Journey to the east - Herman Hesse

Journey to the east - Hesse, Herman

Summary: In simple, mesmerizing prose, Hermann Hesse tells of a journey both geographic and spiritual. H.H., a German choirmaster, is invited on an expedition with the League, a secret society whose members include Paul Klee, Mozart, and Albertus Magnus. The participants traverse both space and time, encountering Noah’s Ark in Zurich and Don Quixote at Bremgarten. The pilgrims’ ultimate destination is the East, the “Home of the Light,” where they expect to find spiritual renewal. Yet the harmony that ruled at the outset of the trip soon degenerates into open conflict. Each traveler finds the rest of the group intolerable and heads off in his own direction, with H.H. bitterly blaming the others for the failure of the journey. It is only long after the trip, while poring over records in the League archives, that H.H. discovers his own role in the dissolution of the group, and the ominous significance of the journey itself.

Kirkus Reviews
The story is really an inconsequential element of this dissertation. The author's membership in an organization called The League has been rescinded and he is seeking reentry. A loss of faith and vision is responsible for the subtle ostracism from the League and corresponds to the loss of a raison d'etre on the part of the erstwhile member. Coming across Leo, a member who had accompanied the League on the journey - an integral part of their lives - Hesse realizes that the journey which he had imagined terminated was going on all around him.
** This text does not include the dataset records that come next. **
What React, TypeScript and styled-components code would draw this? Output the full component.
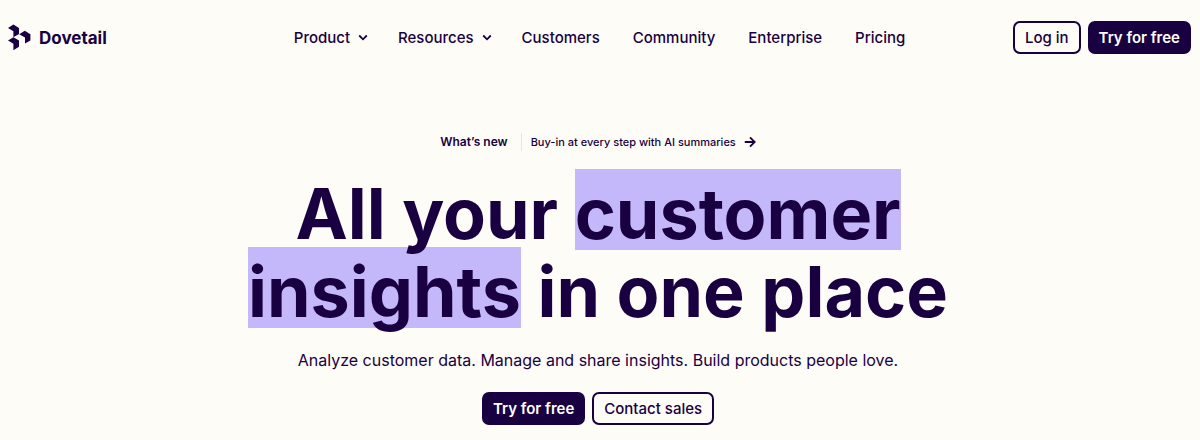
import React from "react";
import styled, { createGlobalStyle } from "styled-components";

const ink = "#190041";
const paper = "#fdfcf7";
const lilac = "#c5b8fa";

const GlobalStyle = createGlobalStyle`
  *, *::before, *::after { box-sizing: border-box; }
  body {
    margin: 0;
    background: ${paper};
    color: ${ink};
    font-family: Inter, "Liberation Sans", sans-serif;
  }
`;

const Header = styled.header`
  display: grid;
  grid-template-columns: 1fr auto 1fr;
  align-items: center;
  padding: 21px 9px 0 8px;
`;

const Brand = styled.a`
  display: inline-flex;
  align-items: center;
  justify-self: start;
  gap: 8px;
  color: ${ink};
  font-size: 17px;
  font-weight: 700;
  line-height: 24px;
  text-decoration: none;
`;

const Nav = styled.nav`
  display: flex;
  align-items: center;
  gap: 33px;
`;

const navItem = `
  color: ${ink};
  font-family: inherit;
  font-size: 15px;
  font-weight: 500;
  line-height: 24px;
  white-space: nowrap;
`;

const NavLink = styled.a`
  ${navItem}
  text-decoration: none;
`;

const NavMenuButton = styled.button`
  ${navItem}
  display: inline-flex;
  align-items: center;
  gap: 8px;
  margin-right: -3px;
  padding: 0;
  border: 0;
  background: none;
  cursor: pointer;
`;

const Actions = styled.div<{ $align: string }>`
  display: flex;
  justify-content: ${(p) => p.$align};
  gap: 7px;
`;

const Button = styled.button<{ $filled?: boolean }>`
  height: 33px;
  padding: 0 ${(p) => (p.$filled ? 9 : 10)}px;
  border: 2px solid ${ink};
  border-radius: 7px;
  background: ${(p) => (p.$filled ? ink : "transparent")};
  color: ${(p) => (p.$filled ? "#ffffff" : ink)};
  font-family: inherit;
  font-size: 15px;
  font-weight: ${(p) => (p.$filled ? 600 : 500)};
  line-height: 24px;
  white-space: nowrap;
  cursor: pointer;
`;

const Hero = styled.main`
  display: flex;
  flex-direction: column;
  align-items: center;
  padding: 79px 20px 16px 16px;
  text-align: center;
`;

const News = styled.div`
  display: flex;
  align-items: center;
  font-size: 12px;
  line-height: 18px;
`;

const NewsLabel = styled.span`
  padding-right: 13px;
  font-weight: 600;
`;

const NewsLink = styled.a`
  display: inline-flex;
  align-items: center;
  gap: 8px;
  padding-left: 9px;
  border-left: 1px solid #e6e4e6;
  color: ${ink};
  font-size: 11px;
  font-weight: 500;
  text-decoration: none;
`;

const Title = styled.h1`
  isolation: isolate;
  max-width: 740px;
  margin: 24px 0 0;
  font-size: 70px;
  font-weight: 700;
  line-height: 78px;
`;

const Highlight = styled.mark`
  position: relative;
  z-index: -1;
  padding-top: 2px;
  background: linear-gradient(${lilac}, ${lilac}) 0 0 / 100% 81px no-repeat;
  box-decoration-break: clone;
  -webkit-box-decoration-break: clone;
  color: inherit;
`;

const Lead = styled.p`
  margin: 17px 0 20px;
  font-size: 16px;
  line-height: 24px;
`;

const Logo = () => (
  <svg width="23" height="27" viewBox="0 0 23 27" fill={ink} aria-hidden="true">
    <path d="M0 4 5.4 0.6 11 4V10L5.4 13.2V7.2Z" />
    <path d="M11.2 10.2 16.8 6.8 22.4 10.2V16.4L17 19.6V13.4Z" />
    <path d="M0 16.6 5.4 13.2 11 16.6V22.8L5.4 26.2V19.8Z" />
  </svg>
);

const Chevron = () => (
  <svg width="10" height="8" viewBox="0 0 10 8" fill="none" stroke={ink} strokeWidth="1.8" aria-hidden="true">
    <path d="M1.2 1.5 5 5.3 8.8 1.5" />
  </svg>
);

const Arrow = () => (
  <svg width="12" height="12" viewBox="0 0 12 12" fill="none" stroke={ink} strokeWidth="1.8" aria-hidden="true">
    <path d="M0.8 6H10.5M6 1.3 10.7 6 6 10.7" />
  </svg>
);

const navEntries = [
  { label: "Product", menu: true },
  { label: "Resources", menu: true },
  { label: "Customers" },
  { label: "Community" },
  { label: "Enterprise" },
  { label: "Pricing" },
];

export default function App() {
  return (
    <>
      <GlobalStyle />
      <Header>
        <Brand href="#">
          <Logo />
          Dovetail
        </Brand>
        <Nav aria-label="Main">
          {navEntries.map(({ label, menu }) =>
            menu ? (
              <NavMenuButton key={label} type="button" aria-haspopup="true">
                {label}
                <Chevron />
              </NavMenuButton>
            ) : (
              <NavLink key={label} href="#">
                {label}
              </NavLink>
            )
          )}
        </Nav>
        <Actions $align="flex-end">
          <Button type="button">Log in</Button>
          <Button type="button" $filled>Try for free</Button>
        </Actions>
      </Header>
      <Hero>
        <News>
          <NewsLabel>What’s new</NewsLabel>
          <NewsLink href="#">
            Buy-in at every step with AI summaries
            <Arrow />
          </NewsLink>
        </News>
        <Title>
          All your <Highlight>customer insights</Highlight> in one place
        </Title>
        <Lead>Analyze customer data. Manage and share insights. Build products people love.</Lead>
        <Actions $align="center">
          <Button type="button" $filled>Try for free</Button>
          <Button type="button">Contact sales</Button>
        </Actions>
      </Hero>
    </>
  );
}
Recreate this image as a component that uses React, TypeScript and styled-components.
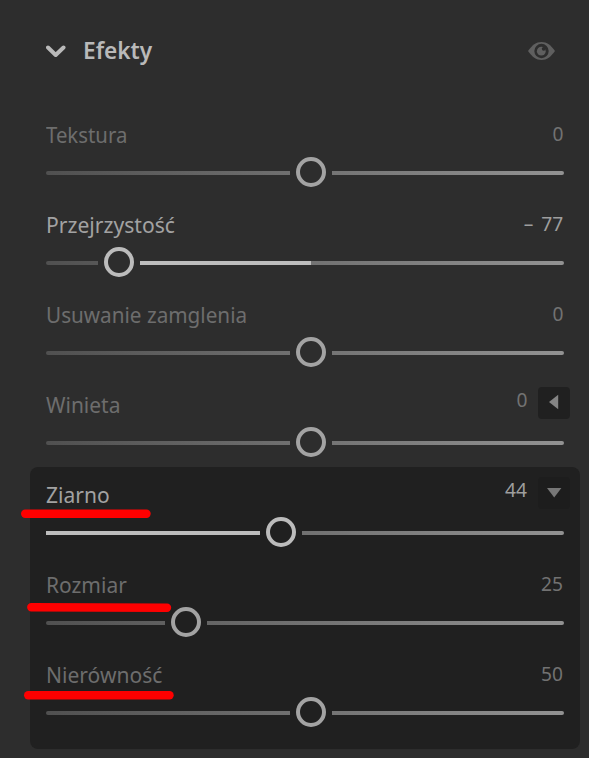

The lack of faith had blinded his perception of it. Through a mortification of his ego, he is again accepted into the League. This mystical structure, the League, represents the spiritual community through which one gains happiness. Isolation, our common denominator, will never germinate into the fruits of a full life. One must join the brotherhood of man in their faith - not necessarily in God, or science - more appropriately, in their faith in each other. Only through involvement with others in a common vision can the solitude of a man be comforted and controlled. The vision while it is collective and, therefore, anonymous, still preserves the unique and precious design of the individual. Membership in the League will give meaning to his personal predispositions as well as comfort his isolation. This novel, written several years after Steppenwolf, has a market among intellectuals and college students.